Of Benjamin Banneker Cerima writes:  “… in the late 1700s, Benjamin Banneker reportedly said that Sirius was both his favorite star and his lucky star, and called it a double star many years before professional scientists of the advanced world confirmed that fact.”5  For more information on Banneker’s Dogon ancestry see: “The Dogon Ancestors.”




1Adams, Hunter, III: “African Science,” The Journal of African Civilizations (November, 1979) p. 6.

2 Scranton, Laird: The Science of the Dogon: Deciding the African Mystery, Inner Traditions, 2002, p.10.

3 Scranton, p.82.

4 Cerami, Charles A.: Benjamin Banneker: Surveyor, Astronomer, Publisher, Patriot, Wiley, 2002, p.5.

5 Cerami, p.218.



Adams, Hunter, III: “African Science,” The Journal of African Civilizations

          (November, 1979) p. 6.

Cerami, Charles A.: Benjamin Banneker: Surveyor, Astronomer, Publisher,

            Patriot, Wiley, 2002.

Griuale, Marcel; Conversations with Ogotemmêli, Oxford, 1965.
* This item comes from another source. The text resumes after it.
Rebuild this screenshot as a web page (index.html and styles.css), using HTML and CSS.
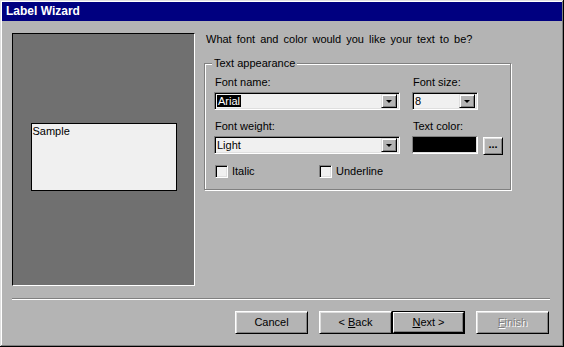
FILE: index.html
```html
<!DOCTYPE html>
<html lang="en">

<head>
    <meta charset="UTF-8">
    <title>Label Wizard</title>
    <link rel="stylesheet" href="styles.css">
</head>

<body>
    <div class="window">
        <div class="titlebar">Label Wizard</div>
        <div class="main">
            <div class="preview">
                <div class="sample">Sample</div>
            </div>
            <div class="options">
                <p class="question">What font and color would you like your text to be?</p>
                <div class="group">
                    <span class="legend">Text appearance</span>
                    <div class="fields">
                        <div class="field">
                            <label>Font name:</label>
                            <div class="combo">
                                <span class="value"><span class="selected">Arial</span></span>
                                <span class="drop"></span>
                            </div>
                        </div>
                        <div class="field">
                            <label>Font size:</label>
                            <div class="combo small">
                                <span class="value">8</span>
                                <span class="drop"></span>
                            </div>
                        </div>
                        <div class="field">
                            <label>Font weight:</label>
                            <div class="combo">
                                <span class="value">Light</span>
                                <span class="drop"></span>
                            </div>
                        </div>
                        <div class="field">
                            <label>Text color:</label>
                            <div class="color-row">
                                <span class="swatch"></span>
                                <span class="btn dots">...</span>
                            </div>
                        </div>
                    </div>
                    <div class="checks">
                        <div class="check"><span class="box"></span>Italic</div>
                        <div class="check"><span class="box"></span>Underline</div>
                    </div>
                </div>
            </div>
        </div>
        <div class="separator"></div>
        <div class="buttons">
            <span class="btn"><span>Cancel</span></span>
            <span class="btn back"><span>&lt; <u>B</u>ack</span></span>
            <span class="btn default">
                <span><span><u>N</u>ext &gt;</span></span>
            </span>
            <span class="btn disabled"><span><u>F</u>inish</span></span>
        </div>
    </div>
</body>

</html>
```

FILE: styles.css
```css
* {
    margin: 0;
    padding: 0;
    box-sizing: border-box;
}

body {
    background: #b4b4b4;
    font-family: "Liberation Sans", Arial, sans-serif;
    font-size: 11px;
    color: #000;
}

.window {
    width: 564px;
    height: 347px;
    padding: 2px;
    background: #b4b4b4;
    box-shadow: inset -1px -1px 0 #000, inset 1px 1px 0 #dfdfdf,
        inset -2px -2px 0 #808080, inset 2px 2px 0 #fff;
    display: flex;
    flex-direction: column;
}

.titlebar {
    height: 19px;
    background: #000080;
    color: #fff;
    font-weight: bold;
    font-size: 12px;
    line-height: 19px;
    padding-left: 4px;
}

.main {
    display: flex;
    padding: 12px 0 0 10px;
}

/* preview on the left */
.preview {
    width: 183px;
    height: 253px;
    margin-right: 9px;
    background: #707070;
    border: 1px solid;
    border-color: #000 #fff #fff #000;
    display: flex;
    justify-content: center;
    align-items: center;
    padding-bottom: 5px;
}

.sample {
    width: 146px;
    height: 68px;
    background: #f0f0f0;
    border: 1px solid #000;
    padding: 1px 1px;
    line-height: 13px;
}

.question {
    line-height: 13px;
    margin: 0 0 17px 2px;
    word-spacing: 2px;
}

.group {
    position: relative;
    width: 307px;
    border: 1px solid #808080;
    box-shadow: inset 1px 1px 0 #fff, 1px 1px 0 #fff;
    padding: 12px 0 11px 9px;
}

.legend {
    position: absolute;
    top: -7px;
    left: 7px;
    padding: 0 2px;
    background: #b4b4b4;
    line-height: 13px;
}

.fields {
    display: grid;
    grid-template-columns: 186px 91px;
    column-gap: 12px;
    row-gap: 10px;
}

.field label {
    display: block;
    line-height: 13px;
    margin-bottom: 3px;
    padding-left: 1px;
}

.combo {
    height: 18px;
    display: flex;
    align-items: center;
    justify-content: space-between;
    background: #f0f0f0;
    border: 1px solid;
    border-color: #808080 #fff #fff #808080;
    box-shadow: inset 1px 1px 0 #000, inset -1px -1px 0 #dfdfdf;
    padding: 2px 2px 2px 2px;
}

.combo.small {
    width: 66px;
}

.value {
    line-height: 12px;
    padding-left: 0;
}

.selected {
    background: #000;
    color: #fff;
    padding: 0 1px;
    display: inline-block;
}

.drop {
    width: 16px;
    height: 14px;
    background: #b4b4b4;
    border: 1px solid;
    border-color: #dfdfdf #000 #000 #dfdfdf;
    box-shadow: inset 1px 1px 0 #fff, inset -1px -1px 0 #808080;
    position: relative;
}

.drop::after {
    content: "";
    position: absolute;
    left: 4px;
    top: 5px;
    border-left: 3px solid transparent;
    border-right: 3px solid transparent;
    border-top: 3px solid #000;
}

.color-row {
    display: flex;
    align-items: flex-start;
    gap: 5px;
}

.swatch {
    width: 66px;
    height: 18px;
    background: #000;
    border: 1px solid;
    border-color: #808080 #fff #fff #808080;
    box-shadow: inset -1px -1px 0 #dfdfdf;
}

.checks {
    display: flex;
    margin-top: 10px;
}

.check {
    width: 104px;
    display: flex;
    align-items: center;
    gap: 4px;
    line-height: 13px;
    padding-left: 1px;
}

.box {
    width: 13px;
    height: 13px;
    background: #f0f0f0;
    border: 1px solid;
    border-color: #808080 #fff #fff #808080;
    box-shadow: inset 1px 1px 0 #000, inset -1px -1px 0 #dfdfdf;
}

.separator {
    height: 2px;
    margin: 12px 12px 0 10px;
    border-top: 1px solid #808080;
    border-bottom: 1px solid #fff;
}

/* buttons */
.buttons {
    display: flex;
    justify-content: flex-end;
    padding: 11px 13px 0 0;
}

.btn {
    width: 73px;
    height: 23px;
    display: flex;
    align-items: center;
    justify-content: center;
    background: #b4b4b4;
    border: 1px solid;
    border-color: #fff #000 #000 #fff;
    box-shadow: inset 1px 1px 0 #dfdfdf, inset -1px -1px 0 #808080;
    margin-left: 11px;
    line-height: 13px;
}

.btn.back {
    margin-left: 11px;
}

.btn.default {
    margin-left: 0;
    border: 1px solid #000;
    box-shadow: none;
    padding: 0;
}

.btn.default > span {
    width: 100%;
    height: 100%;
    display: flex;
    align-items: center;
    justify-content: center;
    border: 1px solid;
    border-color: #fff #000 #000 #fff;
    box-shadow: inset -1px -1px 0 #808080;
}

.btn.disabled {
    color: #808080;
    text-shadow: 1px 1px 0 #fff;
}

.btn.dots {
    width: 20px;
    height: 18px;
    margin: 1px 0 0 0;
    font-weight: bold;
    padding-bottom: 4px;
}
```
Griaule, Marcel & Germaine Dieterlen: The Pale Fox, Continental       

Foundation, 1986.

Scranton, Laird: The Science of the Dogon: Decoding the African Mystery,

                           Inner Traditions, 2002.

Sacred Symbols of the Dogon: The Key to Advanced science in the      Ancient Egyptian Hieroglyphs, Inner Traditions, 2007.

Temple, Robert K.G,: The Sirius Mystery, VT: Destiny Books, 1987.